Barr identified a sample Lambda function that developers can use to configure a simple Trigger. Users who want to build out more complex scenarios have to be sure to follow the proper patterns for building secure, stateless, event-driven Lambda functions. There’s no extra cost for using DynamoDB Triggers, outside the cost of executing Lambda functions.
The final component of this announcement was a cross-region replication solution built upon DynamoDB Streams. By default, DynamoDB replicates its data across multiple availability zones in a given region. In the past, if a developers wanted to copy data to additional regions for disaster-recovery, latency, or migration purposes, it was their responsibility to design a replication solution. AWS now offers an application that leverages DynamoDB Streams to copy data from a source table to a replica in another region. The application is deployed by the CloudFormation provisioning engine, and consists of:
- Master table in DynamoDB with Streams enabled.

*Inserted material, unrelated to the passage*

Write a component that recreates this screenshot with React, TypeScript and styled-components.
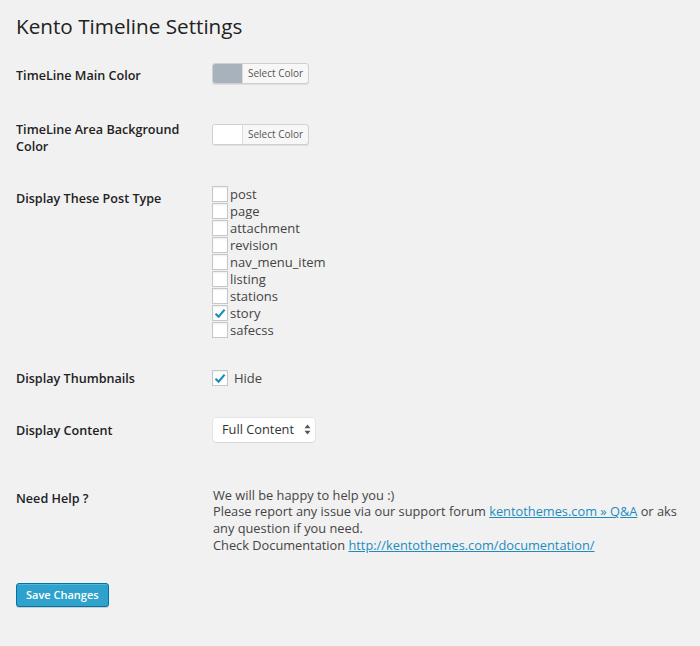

- A Replication Coordinator and DynamoDB Connector running in the Amazon Container Service and deployed via the Elastic Beanstalk packaging service. The Replication Coordinator reads from the DynamoDB Stream and batches records meant for the replica table.
- DynamoDB tables for replication metadata, and another for Kinesis checkpoint management.
Users can only create single-master configurations with this model; any changes written directly to a replica are not propagated back to a master table, and risk being overwritten. While there is no price for running the cross-region application itself, the user is responsible for the cost of the throughput units for the replica DynamoDB table, data transfer charges, the cost of reading the data stream, the charge for EC2 container instances, and the cost of the SQS queue that interacts with the cross-region application.